• **EXERCISE INSTRUCTIONS**
Reproduce all the lines exactly as they stand, apart from the pictures.

================

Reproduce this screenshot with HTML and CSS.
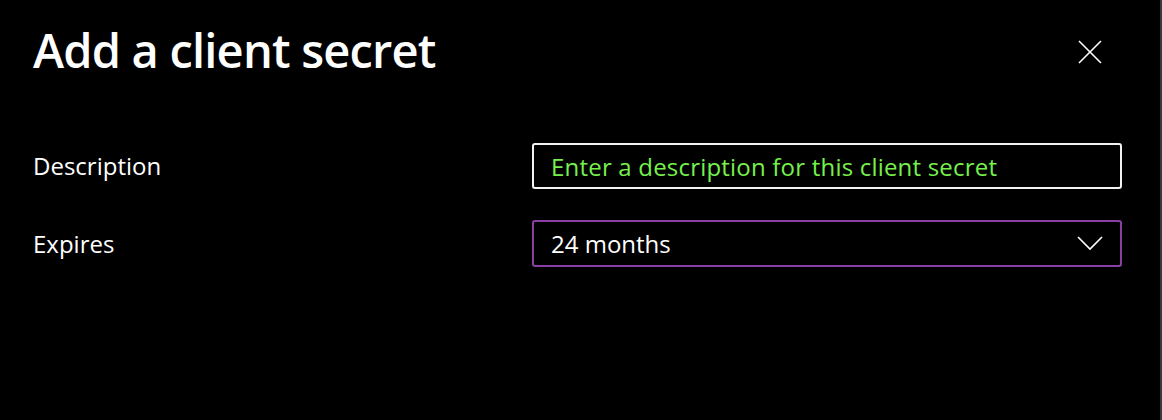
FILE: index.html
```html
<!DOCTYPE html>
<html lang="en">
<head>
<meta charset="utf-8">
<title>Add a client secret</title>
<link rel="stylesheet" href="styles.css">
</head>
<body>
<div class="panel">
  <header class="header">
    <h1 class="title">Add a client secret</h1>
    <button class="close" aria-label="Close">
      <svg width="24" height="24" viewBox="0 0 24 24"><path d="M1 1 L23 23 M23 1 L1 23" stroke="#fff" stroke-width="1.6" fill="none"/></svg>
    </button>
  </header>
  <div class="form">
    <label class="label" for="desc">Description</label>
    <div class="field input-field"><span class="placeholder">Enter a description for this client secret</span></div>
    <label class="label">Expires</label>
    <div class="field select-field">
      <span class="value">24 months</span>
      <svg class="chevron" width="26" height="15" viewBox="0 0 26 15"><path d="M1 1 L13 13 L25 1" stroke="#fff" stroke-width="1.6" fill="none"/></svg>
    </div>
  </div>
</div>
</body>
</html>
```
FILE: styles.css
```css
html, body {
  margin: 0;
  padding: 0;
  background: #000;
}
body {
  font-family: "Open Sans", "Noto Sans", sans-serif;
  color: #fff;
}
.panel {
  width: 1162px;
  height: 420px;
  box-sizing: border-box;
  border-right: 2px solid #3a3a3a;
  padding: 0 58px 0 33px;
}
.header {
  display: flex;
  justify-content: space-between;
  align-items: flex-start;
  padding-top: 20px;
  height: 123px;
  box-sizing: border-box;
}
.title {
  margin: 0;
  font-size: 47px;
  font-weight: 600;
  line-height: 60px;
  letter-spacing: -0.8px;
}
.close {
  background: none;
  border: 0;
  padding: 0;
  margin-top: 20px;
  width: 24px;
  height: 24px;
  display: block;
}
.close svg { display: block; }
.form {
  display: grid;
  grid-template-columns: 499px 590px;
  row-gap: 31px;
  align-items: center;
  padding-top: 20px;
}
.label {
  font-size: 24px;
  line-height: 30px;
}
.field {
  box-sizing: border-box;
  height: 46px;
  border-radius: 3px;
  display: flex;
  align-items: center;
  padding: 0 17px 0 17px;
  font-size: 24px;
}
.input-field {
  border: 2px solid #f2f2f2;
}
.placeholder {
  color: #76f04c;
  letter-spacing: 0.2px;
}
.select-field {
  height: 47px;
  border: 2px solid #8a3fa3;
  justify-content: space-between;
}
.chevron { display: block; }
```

================

• **SOLUTION FOR THIS PROBLEM**
Reproduce this screenshot with HTML and CSS.
FILE: index.html
```html
<!DOCTYPE html>
<html lang="en">
<head>
<meta charset="utf-8">
<title>Add a client secret</title>
<link rel="stylesheet" href="styles.css">
</head>
<body>
<div class="panel">
  <header class="header">
    <h1 class="title">Add a client secret</h1>
    <button class="close" aria-label="Close">
      <svg width="24" height="24" viewBox="0 0 24 24"><path d="M1 1 L23 23 M23 1 L1 23" stroke="#fff" stroke-width="1.6" fill="none"/></svg>
    </button>
  </header>
  <div class="form">
    <label class="label" for="desc">Description</label>
    <div class="field input-field"><span class="placeholder">Enter a description for this client secret</span></div>
    <label class="label">Expires</label>
    <div class="field select-field">
      <span class="value">24 months</span>
      <svg class="chevron" width="26" height="15" viewBox="0 0 26 15"><path d="M1 1 L13 13 L25 1" stroke="#fff" stroke-width="1.6" fill="none"/></svg>
    </div>
  </div>
</div>
</body>
</html>
```
FILE: styles.css
```css
html, body {
  margin: 0;
  padding: 0;
  background: #000;
}
body {
  font-family: "Open Sans", "Noto Sans", sans-serif;
  color: #fff;
}
.panel {
  width: 1162px;
  height: 420px;
  box-sizing: border-box;
  border-right: 2px solid #3a3a3a;
  padding: 0 58px 0 33px;
}
.header {
  display: flex;
  justify-content: space-between;
  align-items: flex-start;
  padding-top: 20px;
  height: 123px;
  box-sizing: border-box;
}
.title {
  margin: 0;
  font-size: 47px;
  font-weight: 600;
  line-height: 60px;
  letter-spacing: -0.8px;
}
.close {
  background: none;
  border: 0;
  padding: 0;
  margin-top: 20px;
  width: 24px;
  height: 24px;
  display: block;
}
.close svg { display: block; }
.form {
  display: grid;
  grid-template-columns: 499px 590px;
  row-gap: 31px;
  align-items: center;
  padding-top: 20px;
}
.label {
  font-size: 24px;
  line-height: 30px;
}
.field {
  box-sizing: border-box;
  height: 46px;
  border-radius: 3px;
  display: flex;
  align-items: center;
  padding: 0 17px 0 17px;
  font-size: 24px;
}
.input-field {
  border: 2px solid #f2f2f2;
}
.placeholder {
  color: #76f04c;
  letter-spacing: 0.2px;
}
.select-field {
  height: 47px;
  border: 2px solid #8a3fa3;
  justify-content: space-between;
}
.chevron { display: block; }
```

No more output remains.